Tuesday, March 22, 2011

New Sellwood Bridge will be built to withstand a major earthquake

Recent world events remind us how important it is to build structures so they can survive a major earthquake. The new Sellwood Bridge is being designed to the latest seismic standards. Bridge designers will take into account all the potential seismic conditions in the region and at the site of the new bridge.


The 1989 Loma Prieta earthquake caused an upper deck section of the San Francisco-Oakland Bay Bridge to collapse onto the lower deck.
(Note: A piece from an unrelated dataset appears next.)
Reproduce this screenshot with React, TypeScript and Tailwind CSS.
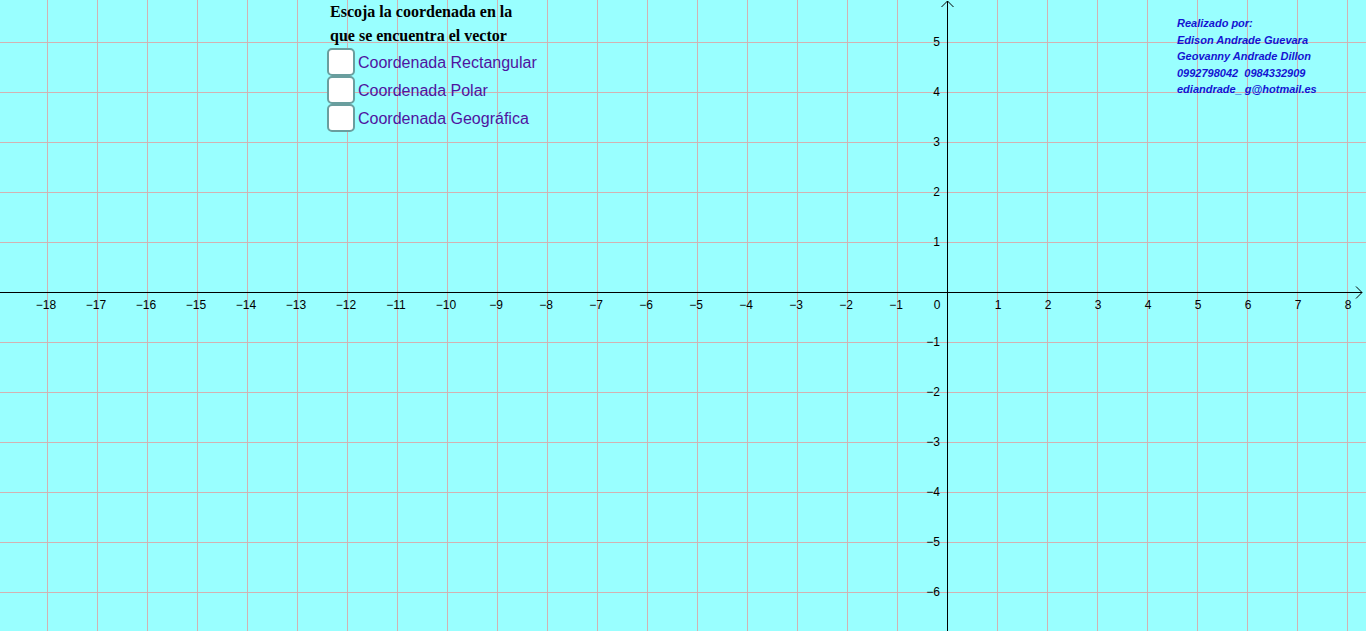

All the existing Willamette River bridges in Portland were built before local seismic risks were well understood. Two existing bridges (the Burnside and Marquam) have had seismic upgrades in recent decades. But no upgrade can match the built-in strength of a new bridge designed to today's seismic standards.

Engineers do not design bridges to survive a specific Richter level, a number that only describes the motions at the actual spot where the rupture occurs. Instead, bridge designers use seismic history based on the frequency and intensity of earthquakes felt at each specific site. The methodology is similar to designing for flood events. The new Sellwood Bridge will be designed to address both 500 and 1000-year recurrence period earthquakes. The seismic goal is for the new Sellwood Bridge to remain standing through an earthquake that is equal to the largest felt here in the last 1000 years.

The 500-year standard is for a smaller earthquake. In that case, the bridge would not only remain standing after the earthquake but would need only moderate repairs after the event.

Bottom line: The new Sellwood Bridge (and the new TriMet light rail bridge) will be built to today's seismic codes and will be the local Willamette River bridges best designed to survive a major earthquake.